Another platform for which to overcharge customers and OEMs by $70-$120 by using the names "Celeron" and "Pentium", for what is essentially a $30 mobile chip. And they use the name "Lake" in there, too, to make people think it has anything to do with the Skylake and Kaby Lake platforms (which it doesn't from a CPU point of view - Intel stopped using the Core architecture for Celerons with the Haswell version).
When I asked them at a recent event why they were doing this they even had the nerve to say "because the performance is similar". No it's not. Haswell Celerons are still almost twice as fast in single-thread performance as the latest Atom-based Celeron, and believe me the difference is very palpable. It's like comparing Core i3 and Core i7 in performance, or perhaps an even greater difference than that.
At first they pretended that the performance is "about equal" because they started using quad-core Atom Celerons vs the previous dual-core Haswell Celerons. But now they even scaled that back, and are using dual-core Atom-based Celerons that are weaker than the latest high-end ARM chips, yet have price-points that are 3-4x bigger.
I haven't given AMD a look in a long time, but I did recently because I knew Intel is scamming the market with these Atom-based Celerons and Pentiums, and surprise-surprise. In virtually every case, you're better off getting an AMD A6 APU for the same price over any Intel Celeron or Pentium. In fact AMD is a better value for money all the way up to Core i5. Intel's chips should only be preferred from Core i5 and beyond right now. And that could also change once Zen-based APUs start arriving in notebooks. AMD is still behind in power consumption, but if that's a real drawback for you, then you could wait for their 14nm chips later this year. But money/performance, AMD beats Intel up to Core i5.
This is the reason why Intel can charge anything the market is able to bear. Phones, tablets, laptops, convertibles, and servers are all power-constrained. The remaining market suitable for AMD does not look too good.

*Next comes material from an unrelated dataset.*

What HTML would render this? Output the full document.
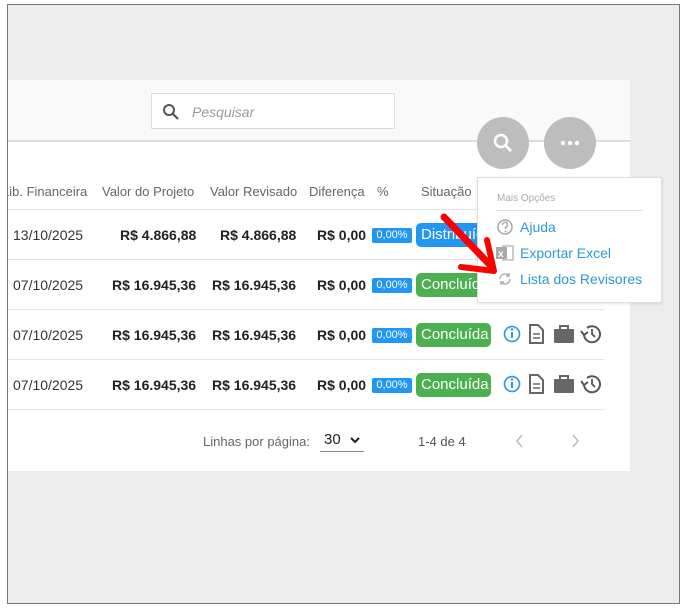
<!DOCTYPE html>
<html><head><meta charset="utf-8"><style>
*{margin:0;padding:0;box-sizing:border-box}
body{width:685px;height:608px;background:#fff;font-family:"Liberation Sans","DejaVu Sans",sans-serif;position:relative;overflow:hidden}
.frame{position:absolute;left:7px;top:4px;width:673px;height:600px;border:1px solid #777;background:#ececec}
.abs{position:absolute}
.panel{left:8px;top:80px;width:622px;height:391px;background:#fff}
.head{left:8px;top:80px;width:622px;height:62px;background:#f9f9f9;border-bottom:2px solid #ddd}
.search{left:151px;top:93px;width:244px;height:36px;background:#fff;border:1px solid #ddd}
.search span{position:absolute;left:40px;top:10px;font-size:14px;font-style:italic;color:#999}
.th{top:184px;font-size:13px;color:#666;white-space:nowrap}
.td{font-size:14px;color:#333;white-space:nowrap}
.b{font-weight:bold;color:#222}
.line{height:1px;background:#e6e6e6;left:8px;width:597px}
.pct{background:#2196f3;color:#fff;font-size:11px;width:40px;height:15px;line-height:15px;text-align:center;border-radius:2px}
.st{color:#fff;font-size:15px;height:24px;line-height:24px;padding:0 5px;border-radius:5px;width:75px;white-space:nowrap;overflow:hidden}
.circ{width:52px;height:52px;border-radius:50%;background:#bdbdbd}
.menu{left:477px;top:177px;width:185px;height:126px;background:#fff;border:1px solid #ddd;box-shadow:0 1px 3px rgba(0,0,0,.1)}
.mi{position:absolute;left:42px;font-size:14px;color:#2a9ad8;white-space:nowrap}
</style></head><body>
<div class="frame"></div>
<div class="abs panel"></div>
<div class="abs head"></div>
<div class="abs search"><svg class="abs" style="left:10px;top:9px" width="18" height="18" viewBox="0 0 18 18"><circle cx="7" cy="7" r="5" fill="none" stroke="#555" stroke-width="2"/><path d="M11 11l5 5" stroke="#555" stroke-width="2.2"/></svg><span>Pesquisar</span></div>

<div class="abs" style="left:8px;top:180px;width:90px;height:20px;overflow:hidden"><div class="abs th" style="left:-6px;top:4px">Lib. Financeira</div></div>
<div class="abs th" style="left:102px">Valor do Projeto</div>
<div class="abs th" style="left:210px">Valor Revisado</div>
<div class="abs th" style="left:309px">Diferença</div>
<div class="abs th" style="left:377px">%</div>
<div class="abs th" style="left:421px">Situação</div>

<div class="abs line" style="top:209px"></div>
<div class="abs line" style="top:259px"></div>
<div class="abs line" style="top:309px"></div>
<div class="abs line" style="top:359px"></div>
<div class="abs line" style="top:409px"></div>

<div class="abs td" style="left:13px;top:227px">13/10/2025</div>
<div class="abs td b" style="left:120px;top:227px">R$ 4.866,88</div>
<div class="abs td b" style="left:220px;top:227px">R$ 4.866,88</div>
<div class="abs td b" style="left:317px;top:227px">R$ 0,00</div>
<div class="abs pct" style="left:372px;top:228px">0,00%</div>
<div class="abs st" style="left:416px;top:223px;background:#2196f3">Distribuído</div>

<div class="abs td" style="left:13px;top:277px">07/10/2025</div>
<div class="abs td b" style="left:112px;top:277px">R$ 16.945,36</div>
<div class="abs td b" style="left:212px;top:277px">R$ 16.945,36</div>
<div class="abs td b" style="left:317px;top:277px">R$ 0,00</div>
<div class="abs pct" style="left:372px;top:278px">0,00%</div>
<div class="abs st" style="left:416px;top:273px;background:#4caf50">Concluída</div>

<div class="abs td" style="left:13px;top:327px">07/10/2025</div>
<div class="abs td b" style="left:112px;top:327px">R$ 16.945,36</div>
<div class="abs td b" style="left:212px;top:327px">R$ 16.945,36</div>
<div class="abs td b" style="left:317px;top:327px">R$ 0,00</div>
<div class="abs pct" style="left:372px;top:328px">0,00%</div>
<div class="abs st" style="left:416px;top:323px;background:#4caf50">Concluída</div>

<div class="abs td" style="left:13px;top:377px">07/10/2025</div>
<div class="abs td b" style="left:112px;top:377px">R$ 16.945,36</div>
<div class="abs td b" style="left:212px;top:377px">R$ 16.945,36</div>
<div class="abs td b" style="left:317px;top:377px">R$ 0,00</div>
<div class="abs pct" style="left:372px;top:378px">0,00%</div>
<div class="abs st" style="left:416px;top:373px;background:#4caf50">Concluída</div>

<svg class="abs" style="left:500px;top:320px" width="105" height="80" viewBox="0 0 105 80">
<g id="ic">
<circle cx="12" cy="14" r="7.5" fill="none" stroke="#2196f3" stroke-width="1.6"/><rect x="11" y="12" width="2" height="6" fill="#2196f3"/><circle cx="12" cy="9.5" r="1.2" fill="#2196f3"/>
<path d="M30 5h8l5 5v13h-13z" fill="none" stroke="#666" stroke-width="2"/><path d="M33 14h7M33 18h7" stroke="#666" stroke-width="1.6"/>
<rect x="54" y="9" width="20" height="14" rx="1" fill="#666"/><path d="M60 9V6h8v3" fill="none" stroke="#666" stroke-width="2"/>
<path d="M84 14a8 8 0 1 0 3-6" fill="none" stroke="#555" stroke-width="2"/><path d="M81 11l3 4 4-3" fill="none" stroke="#555" stroke-width="2"/><path d="M92 9v5l3 3" fill="none" stroke="#555" stroke-width="1.8"/>
</g>
<use href="#ic" y="50"/>
</svg>

<div class="abs" style="left:203px;top:434px;font-size:13px;color:#666">Linhas por página:</div>
<div class="abs" style="left:320px;top:431px;width:44px;height:21px;border-bottom:1px solid #888;font-size:15px;color:#222;padding-left:4px">30<svg class="abs" style="left:30px;top:5px" width="10" height="8"><path d="M1 2l4 4 4-4" fill="none" stroke="#222" stroke-width="2"/></svg></div>
<div class="abs" style="left:418px;top:434px;font-size:13px;color:#555">1-4 de 4</div>
<svg class="abs" style="left:515px;top:433px" width="70" height="16"><path d="M7 2l-5 6 5 6" fill="none" stroke="#bbb" stroke-width="1.5"/><path d="M58 2l5 6-5 6" fill="none" stroke="#bbb" stroke-width="1.5"/></svg>

<div class="abs circ" style="left:477px;top:117px"><svg class="abs" style="left:14px;top:14px" width="24" height="24"><circle cx="10" cy="10" r="6" fill="none" stroke="#fff" stroke-width="2.5"/><path d="M14 14l6 6" stroke="#fff" stroke-width="2.8"/></svg></div>
<div class="abs circ" style="left:544px;top:117px"><svg class="abs" style="left:16px;top:22px" width="20" height="8"><circle cx="3" cy="4" r="2.2" fill="#fff"/><circle cx="10" cy="4" r="2.2" fill="#fff"/><circle cx="17" cy="4" r="2.2" fill="#fff"/></svg></div>

<div class="abs menu">
<div class="abs" style="left:19px;top:15px;font-size:10px;color:#aaa;white-space:nowrap">Mais Opções</div>
<div class="abs" style="left:18px;top:32px;width:147px;height:1px;background:#ddd"></div>
<svg class="abs" style="left:18px;top:40px" width="18" height="18"><circle cx="9" cy="9" r="7" fill="none" stroke="#aaa" stroke-width="1.6"/><path d="M6.5 7a2.5 2.5 0 1 1 3 2.3v1.7" fill="none" stroke="#aaa" stroke-width="1.6"/><circle cx="9.5" cy="13.5" r="1" fill="#aaa"/></svg>
<div class="mi" style="top:41px">Ajuda</div>
<svg class="abs" style="left:18px;top:67px" width="18" height="16"><rect x="7" y="1" width="10" height="14" fill="none" stroke="#aaa" stroke-width="1.2"/><rect x="0" y="2" width="11" height="12" fill="#aaa"/><text x="2" y="12" font-size="10" fill="#fff" font-family="Liberation Sans" font-weight="bold">x</text></svg>
<div class="mi" style="top:67px">Exportar Excel</div>
<svg class="abs" style="left:19px;top:93px" width="16" height="16"><path d="M3 8a5 5 0 0 1 9-3M13 8a5 5 0 0 1-9 3" fill="none" stroke="#aaa" stroke-width="1.4"/><path d="M12 2v3h-3M4 14v-3h3" fill="none" stroke="#aaa" stroke-width="1.4"/></svg>
<div class="mi" style="top:93px">Lista dos Revisores</div>
</div>

<svg class="abs" style="left:430px;top:205px" width="80" height="80"><path d="M14 12L62 62" stroke="#f00" stroke-width="7" stroke-linecap="round"/><path d="M31 62L64 66 57 35" fill="none" stroke="#f00" stroke-width="6" stroke-linecap="round" stroke-linejoin="round"/></svg>
</body></html>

I don't know anyone who really cares what is inside the computer. They care that office works quicker, they can browse the web and for schools that the computer will run minecraft.
Minecraft? I'm sure there's plenty of people who play it at school, but I'm not sure that's in the mind of whatever school employee is in charge of purchasing.
Intel did a really aggressive campain with the "intel inside", just to make sure people will _look_ for what is actually inside their computing device.
For Chromebooks that's a problem, but if I'm not mistaken, the "cloudbook" moniker is meant for Windows Laptops with Chromebook-like hardware(though the name may cover Chromebooks too, I'm not sure). In those cases, They're perfectly usable standalone, they just have anemic storage and give you A year or two trial to Microsoft, and maybe other, cloud services. But they're not tied to it as much as Chromebooks.
The processor connecting you to a LAN doesn't actually care what "cloud" you decide to connect to. My guess is that the point of this infrastructure option is to optimize for the worker bees, in which case a super-reliable network connectivity (thin client) would be valued for its ability to not slow down from the outside world's "cloud".
What is the threshold you're looking for? I know the principle engineer of this project and may be able to give a yes/no answer on whether the part is at/below.
It basically is the next Atom. The Atom line has seen modest improvements over recent generations to the point that it now offers almost acceptable performance for everyday tasks. Perhaps this one will take it over the line.
reading this article on my new $84 Nextbook Flexx 9 with atom cpu... traveling EU and wanted something to book ryanair flights with, jot down a few notes with a keyboard, and not care if it' lost or stolen... it is definitely useable once the updates are all caught up... if they can be even faster, lighter, more power efficient, then yay for us consumers
I have been wondering if this will be good enough for most Office PC. You have the latest Gen 9 GPU, which could do GPU acceleration on most browsers and OS rendering. H.264 / H.265 and Vp9 Hardware decoding.
If, the Goldmont offer a decent IPC improvement, this could very well fit 90% of Office PC use case. Despite being lower price, it could offer higher margin for all parties.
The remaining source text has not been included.